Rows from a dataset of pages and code
-*-

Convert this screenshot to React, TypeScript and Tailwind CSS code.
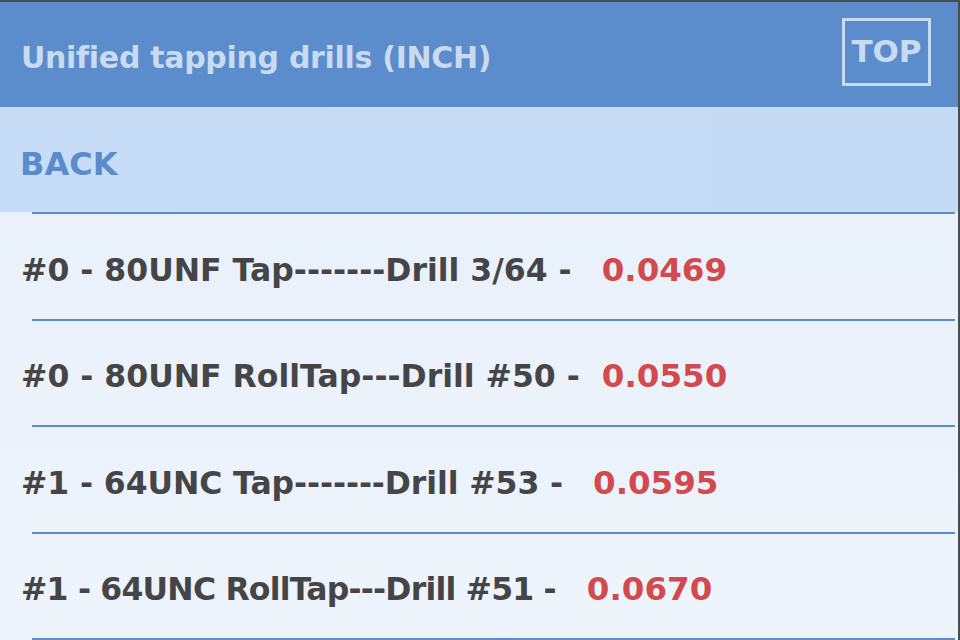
import React from 'react';

const rows = [
  { label: '#0 - 80UNF Tap-------Drill 3/64 -', value: '0.0469', track: 'tracking-[0px]', gap: 'ml-[30px]' },
  { label: '#0 - 80UNF RollTap---Drill #50 -', value: '0.0550', track: 'tracking-[0px]', gap: 'ml-[22px]' },
  { label: '#1 - 64UNC Tap-------Drill #53 -', value: '0.0595', track: 'tracking-[-0.1px]', gap: 'ml-[30px]' },
  { label: '#1 - 64UNC RollTap---Drill #51 -', value: '0.0670', track: 'tracking-[-0.8px]', gap: 'ml-[31px]' },
];

export default function App() {
  return (
    <div
      className="w-[960px] h-[640px] overflow-hidden flex flex-col border-t-2 border-r-2 border-[#4a4d52] bg-gradient-to-b from-[#e7eff9] to-[#eef4fc]"
      style={{ fontFamily: '"DejaVu Sans", "Noto Sans", sans-serif' }}
    >
      {/* Title bar */}
      <div className="h-[105px] shrink-0 bg-[#5b8ccb] flex items-center justify-between pl-[21px] pr-[27px]">
        <h1 className="text-[30px] font-bold text-[#c9dbf1] tracking-[-0.3px] pt-[6px]">
          Unified tapping drills (INCH)
        </h1>
        <button className="w-[89px] h-[68px] border-[3px] border-[#c9dbf1] text-[#c9dbf1] text-[31px] font-bold flex items-center justify-center mt-[-6px]">
          TOP
        </button>
      </div>

      {/* Back */}
      <div className="h-[105px] shrink-0 bg-gradient-to-r from-[#c7dcf7] to-[#c5daf5] flex items-center pl-[20px]">
        <span className="text-[32px] font-bold text-[#5a8bcb] pt-[8px]">BACK</span>
      </div>

      {/* Rows */}
      <div className="flex flex-col">
        {rows.map((r) => (
          <div key={r.value} className="flex flex-col">
            <div className="h-[2px] ml-[32px] mr-[3px] bg-[#5b8ccb]" />
            <div className="h-[104.5px] flex items-center pl-[21px] pt-[8px]">
              <span className={`${r.track} text-[31.5px] font-bold text-[#454547]`}>{r.label}</span>
              <span className={`${r.gap} text-[32.5px] font-bold text-[#d2494e]`}>{r.value}</span>
            </div>
          </div>
        ))}
        <div className="h-[2px] ml-[32px] mr-[3px] bg-[#5b8ccb]" />
      </div>
    </div>
  );
}
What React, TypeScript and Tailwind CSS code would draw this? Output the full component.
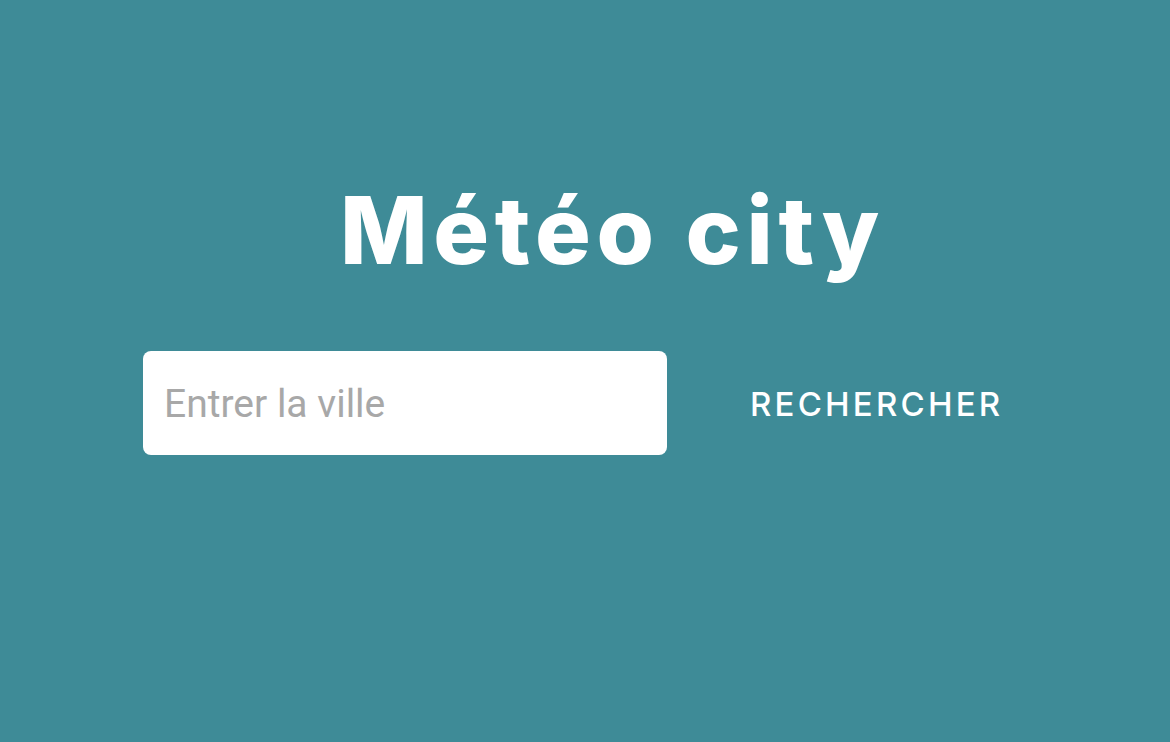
export default function App() {
  return (
    <div className="w-[1170px] h-[742px] bg-[#3e8b97] flex flex-col overflow-hidden">
      <h1 className="mt-[170px] ml-[340px] text-white text-[93px] leading-[120px] font-extrabold tracking-[5.6px] font-['Inter',sans-serif]">
        Météo city
      </h1>
      <div className="mt-[61px] ml-[143px] flex items-center">
        <input
          type="text"
          placeholder="Entrer la ville"
          className="w-[524px] h-[104px] bg-white rounded-[8px] px-[21px] pt-[2px] text-[39px] font-['Roboto',sans-serif] text-gray-700 placeholder:text-[#a8a8a8] outline-none"
        />
        <button className="ml-[83px] mt-[3px] text-white text-[33px] font-medium tracking-[3.2px] font-['Inter',sans-serif]">
          RECHERCHER
        </button>
      </div>
    </div>
  );
}
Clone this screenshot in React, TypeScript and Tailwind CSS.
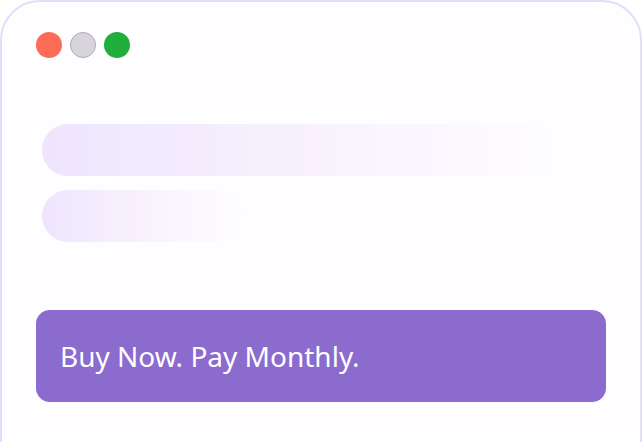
import React from 'react';

const App: React.FC = () => {
  return (
    <div className="h-[442px] w-[642px] overflow-hidden bg-white">
      <div
        className="h-[480px] rounded-[40px] border-2 border-[#e6dcfb] bg-[#fefdff] px-[34px] pt-[30px]"
        style={{ fontFamily: '"Noto Sans", "Open Sans", sans-serif' }}
      >
        <div className="flex items-center gap-[8px]">
          <span className="h-[26px] w-[26px] rounded-full bg-[#fe6b57]" />
          <span className="h-[26px] w-[26px] rounded-full border-[1.5px] border-[#aeaab4] bg-[#d8d4dc]" />
          <span className="h-[26px] w-[26px] rounded-full bg-[#20ae3c]" />
        </div>

        <div className="mt-[66px] flex flex-col gap-[14px] pl-[6px]">
          <div className="h-[52px] w-[514px] rounded-full bg-gradient-to-r from-[#eee5fd] via-[#f8f1fd] to-[#fffcff]/0" />
          <div className="h-[52px] w-[200px] rounded-full bg-gradient-to-r from-[#eee5fd] via-[#f9f2fd] to-[#fffcff]/0" />
        </div>

        <div className="mt-[68px] flex h-[92px] w-[570px] items-center rounded-[14px] bg-[#8b6bce] px-[24px]">
          <span className="text-[28px] leading-none text-white">Buy Now. Pay Monthly.</span>
        </div>
      </div>
    </div>
  );
};

export default App;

-*-

▶ _Set task_: Please leave out the pictures while you copy exactly the lines from the one containing "Clone this screenshot" through the end of the records.

▶ _Answer to the problem_:
Clone this screenshot in React, TypeScript and Tailwind CSS.
import React from 'react';

const App: React.FC = () => {
  return (
    <div className="h-[442px] w-[642px] overflow-hidden bg-white">
      <div
        className="h-[480px] rounded-[40px] border-2 border-[#e6dcfb] bg-[#fefdff] px-[34px] pt-[30px]"
        style={{ fontFamily: '"Noto Sans", "Open Sans", sans-serif' }}
      >
        <div className="flex items-center gap-[8px]">
          <span className="h-[26px] w-[26px] rounded-full bg-[#fe6b57]" />
          <span className="h-[26px] w-[26px] rounded-full border-[1.5px] border-[#aeaab4] bg-[#d8d4dc]" />
          <span className="h-[26px] w-[26px] rounded-full bg-[#20ae3c]" />
        </div>

        <div className="mt-[66px] flex flex-col gap-[14px] pl-[6px]">
          <div className="h-[52px] w-[514px] rounded-full bg-gradient-to-r from-[#eee5fd] via-[#f8f1fd] to-[#fffcff]/0" />
          <div className="h-[52px] w-[200px] rounded-full bg-gradient-to-r from-[#eee5fd] via-[#f9f2fd] to-[#fffcff]/0" />
        </div>

        <div className="mt-[68px] flex h-[92px] w-[570px] items-center rounded-[14px] bg-[#8b6bce] px-[24px]">
          <span className="text-[28px] leading-none text-white">Buy Now. Pay Monthly.</span>
        </div>
      </div>
    </div>
  );
};

export default App;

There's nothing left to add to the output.